4

I want to return all IDs from a MongoDB collection and I used the code below:

db.coll.find({}, { _id: 1})

But MongoDB scans the whole collection instead of reading the information from the default index { _id: 1 }.

From the log:

{ find: "collection", filter: {}, projection: { _id: 1 } } 
planSummary: COLLSCAN cursorid:30463374118 keysExamined:0
docsExamined:544783 numYields:4286 nreturned:544782 reslen:16777238
locks:{ Global: { acquireCount: { r: 8574 } }, Database: {
acquireCount: { r: 4287 } }, Collection: { acquireCount: { r: 4287 } }
} protocol:op_query 7024ms

Any idea how to fix this, please?

bejvisek
  • 61
  • 5
  • 1
    What specific version of MongoDB server are you using? Since you haven't specified any query criteria or sort order, the fastest plan for iteration is generally (but not always) a collection scan in natural order. See [SERVER-23406: index scan is slower than full collection scan in some scenarios](https://jira.mongodb.org/browse/SERVER-23406) and linked issues for background details. Adding a sort order or hint on `_id` should result in a covered index query with your projection.
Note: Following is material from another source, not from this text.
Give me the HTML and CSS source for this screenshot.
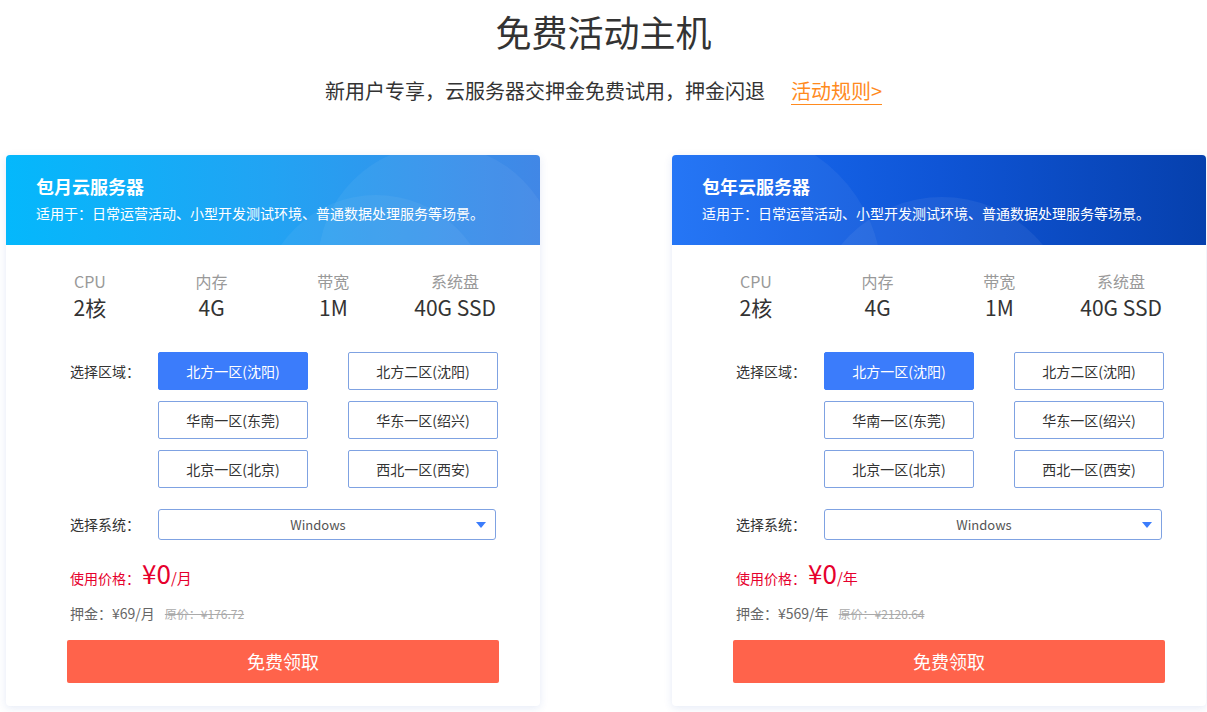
FILE: index.html
```html
<!DOCTYPE html>
<html lang="zh-CN">
<head>
<meta charset="utf-8">
<title>免费活动主机</title>
<link rel="stylesheet" href="styles.css">
</head>
<body>
<div class="page">
  <h1 class="title">免费活动主机</h1>
  <p class="subtitle"><span>新用户专享，云服务器交押金免费试用，押金闪退</span><a class="rules" href="#">活动规则&gt;</a></p>

  <div class="cards">
    <div class="card">
      <div class="card-head head-month">
        <span class="deco deco-a"></span>
        <span class="deco deco-b"></span>
        <h2 class="card-title">包月云服务器</h2>
        <p class="card-desc">适用于：日常运营活动、小型开发测试环境、普通数据处理服务等场景。</p>
      </div>
      <div class="card-body">
        <div class="specs">
          <div class="spec"><div class="spec-label">CPU</div><div class="spec-value">2核</div></div>
          <div class="spec"><div class="spec-label">内存</div><div class="spec-value">4G</div></div>
          <div class="spec"><div class="spec-label">带宽</div><div class="spec-value">1M</div></div>
          <div class="spec"><div class="spec-label">系统盘</div><div class="spec-value">40G SSD</div></div>
        </div>
        <div class="form">
          <div class="row">
            <div class="label">选择区域：</div>
            <div class="regions">
              <div class="region active">北方一区(沈阳)</div>
              <div class="region">北方二区(沈阳)</div>
              <div class="region">华南一区(东莞)</div>
              <div class="region">华东一区(绍兴)</div>
              <div class="region">北京一区(北京)</div>
              <div class="region">西北一区(西安)</div>
            </div>
          </div>
          <div class="row row-os">
            <div class="label">选择系统：</div>
            <div class="select">Windows<span class="caret"></span></div>
          </div>
          <div class="price"><span class="price-label">使用价格：</span><span class="price-num">¥0</span><span class="price-unit">/月</span></div>
          <div class="deposit"><span>押金：¥69/月</span><span class="orig">原价：¥176.72</span></div>
        </div>
        <a class="btn" href="#">免费领取</a>
      </div>
    </div>

    <div class="card">
      <div class="card-head head-year">
        <span class="deco deco-c"></span>
        <span class="deco deco-d"></span>
        <h2 class="card-title">包年云服务器</h2>
        <p class="card-desc">适用于：日常运营活动、小型开发测试环境、普通数据处理服务等场景。</p>
      </div>
      <div class="card-body">
        <div class="specs">
          <div class="spec"><div class="spec-label">CPU</div><div class="spec-value">2核</div></div>
          <div class="spec"><div class="spec-label">内存</div><div class="spec-value">4G</div></div>
          <div class="spec"><div class="spec-label">带宽</div><div class="spec-value">1M</div></div>
          <div class="spec"><div class="spec-label">系统盘</div><div class="spec-value">40G SSD</div></div>
        </div>
        <div class="form">
          <div class="row">
            <div class="label">选择区域：</div>
            <div class="regions">
              <div class="region active">北方一区(沈阳)</div>
              <div class="region">北方二区(沈阳)</div>
              <div class="region">华南一区(东莞)</div>
              <div class="region">华东一区(绍兴)</div>
              <div class="region">北京一区(北京)</div>
              <div class="region">西北一区(西安)</div>
            </div>
          </div>
          <div class="row row-os">
            <div class="label">选择系统：</div>
            <div class="select">Windows<span class="caret"></span></div>
          </div>
          <div class="price"><span class="price-label">使用价格：</span><span class="price-num">¥0</span><span class="price-unit">/年</span></div>
          <div class="deposit"><span>押金：¥569/年</span><span class="orig">原价：¥2120.64</span></div>
        </div>
        <a class="btn" href="#">免费领取</a>
      </div>
    </div>
  </div>
</div>
</body>
</html>
```

FILE: styles.css
```css
* { box-sizing: border-box; }
html, body { margin: 0; padding: 0; background: #fff; }
body {
  font-family: "Noto Sans CJK SC", "Noto Sans", sans-serif;
  color: #333;
  width: 1207px;
  height: 712px;
  overflow: hidden;
}
.page { padding-top: 6px; }
.title {
  margin: 0;
  font-size: 36px;
  font-weight: 400;
  line-height: 50px;
  text-align: center;
  color: #333;
}
.subtitle {
  margin: 20px 0 0;
  font-size: 20px;
  line-height: 30px;
  height: 30px;
  text-align: center;
  color: #333;
  display: flex;
  justify-content: center;
  align-items: center;
}
.rules {
  margin-left: 26px;
  color: #ff8a1e;
  text-decoration: none;
  line-height: 26px;
  display: inline-block;
  border-bottom: 1px solid #ff8a1e;
}
.cards {
  margin-top: 49px;
  display: flex;
  justify-content: space-between;
  padding: 0 1px 0 6px;
}
.card {
  width: 534px;
  background: #fff;
  border-radius: 4px;
  box-shadow: 0 2px 8px rgba(40, 80, 180, 0.12);
  overflow: hidden;
}
.card-head {
  position: relative;
  height: 90px;
  padding: 19px 31px 0 30px;
  color: #fff;
  overflow: hidden;
}
.head-month { background: linear-gradient(90deg, #04b8fc 0%, #22a3f3 50%, #4187e6 100%); }
.head-year { background: linear-gradient(90deg, #1a6ff6 0%, #0f55d6 50%, #0640ad 100%); }
.deco {
  position: absolute;
  border-radius: 50%;
  background: rgba(255, 255, 255, 0.05);
}
.deco-a { width: 240px; height: 240px; left: 312px; top: -10px; }
.deco-b { width: 230px; height: 230px; left: 255px; top: 40px; }
.deco-c { width: 300px; height: 300px; left: -90px; top: -25px; }
.deco-d { width: 260px; height: 260px; left: 140px; top: 42px; background: rgba(255,255,255,0.06); }
.card-title {
  position: relative;
  margin: 0;
  font-size: 18px;
  font-weight: 700;
  line-height: 24px;
}
.card-desc {
  position: relative;
  margin: 5px 0 0;
  font-size: 14px;
  line-height: 20px;
}
.card-body { padding: 26px 41px 23px 61px; }
.specs {
  display: grid;
  grid-template-columns: repeat(4, 1fr);
  margin: 0 -17px 0 -38px;
  text-align: center;
}
.spec-label { font-size: 16px; line-height: 20px; color: #999; }
.spec-value { font-size: 21px; line-height: 32px; color: #333; }
.form { margin-top: 29px; padding-left: 3px; }
.row { display: flex; align-items: flex-start; }
.label {
  width: 88px;
  flex: none;
  font-size: 14px;
  line-height: 38px;
  color: #333;
}
.regions {
  display: grid;
  grid-template-columns: 150px 150px;
  column-gap: 40px;
  row-gap: 11px;
}
.region {
  height: 38px;
  border: 1px solid #7fa2e2;
  border-radius: 2px;
  font-size: 14px;
  line-height: 37px;
  text-align: center;
  color: #333;
  background: #fff;
}
.region.active {
  background: #3b7cfb;
  border-color: #3b7cfb;
  color: #fff;
}
.row-os { margin-top: 21px; align-items: center; }
.row-os .label { line-height: 31px; }
.select {
  position: relative;
  width: 338px;
  height: 31px;
  padding-right: 18px;
  border: 1px solid #7fa2e2;
  border-radius: 3px;
  font-size: 13px;
  line-height: 29px;
  text-align: center;
  color: #555;
}
.caret {
  position: absolute;
  right: 9px;
  top: 12px;
  width: 0;
  height: 0;
  border-left: 5px solid transparent;
  border-right: 5px solid transparent;
  border-top: 6px solid #3b7cfb;
}
.price {
  margin-top: 15px;
  height: 36px;
  display: flex;
  align-items: baseline;
  color: #e6002d;
  line-height: 36px;
}
.price-label { font-size: 14px; }
.price-num { font-size: 26px; margin-left: 2px; }
.price-unit { font-size: 15px; }
.deposit {
  margin-top: 12px;
  height: 20px;
  display: flex;
  align-items: baseline;
  font-size: 14px;
  line-height: 20px;
  color: #666;
}
.orig {
  margin-left: 10px;
  font-size: 12px;
  color: #aaa;
  text-decoration: line-through;
}
.btn {
  display: block;
  margin: 17px 0 0;
  width: 432px;
  height: 43px;
  border-radius: 2px;
  background: #ff634b;
  color: #fff;
  font-size: 18px;
  line-height: 43px;
  text-align: center;
  text-decoration: none;
}
```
For comparison, can you try: `db.coll.find({},{_id: 1}).sort({'_id':1})`)? – Stennie Mar 28 '18 at 13:10
  • Stennie, thanks `db.coll.find({},{_id: 1}).sort({'_id':1})` really works! Also `.hint({_id: 1})` works as you suggested in other comment: https://docs.mongodb.com/manual/reference/method/cursor.hint/#cursor.hint – bejvisek Mar 30 '18 at 15:00

2 Answers2

3

You would need to add a filter that can use this index like so in order to change that query plan - not all operations remove the FETCH stage, e.g. $exists does not appear to work:

db.coll.find({ _id: { $ne: 0 }, { _id: 1 }) // works for ObjectIds

One part of the explanation for this is in the documentation:

A covered query is a query that can be satisfied entirely using an index and does not have to examine any documents. An index covers a query when both of the following apply:

  • all the fields in the query are part of an index,
  • and all the fields returned in the results are in the same index.

I seem to remember seeing a JIRA request to support that without the filter but cannot remember which ticket that was...

dnickless
  • 10,733
  • 1
  • 19
  • 34
  • Thank you, but unfortunately, `$exists: true` does not skip the FETCH phase, which reads all documents from the collection. – bejvisek Mar 28 '18 at 15:22
  • True. I was only looking at the log output to see if the index was used and not the full execution plan... – dnickless Mar 29 '18 at 07:48
2

I have found a solution, which works if one knows the type of the _id field. In case of string _id:

db.coll.find({ _id: { $regex: ".*" }, { _id: 1 })

In case of integer _id:

db.coll.find({ _id: { $gte: 0 }, { _id: 1 })
bejvisek
  • 61
  • 5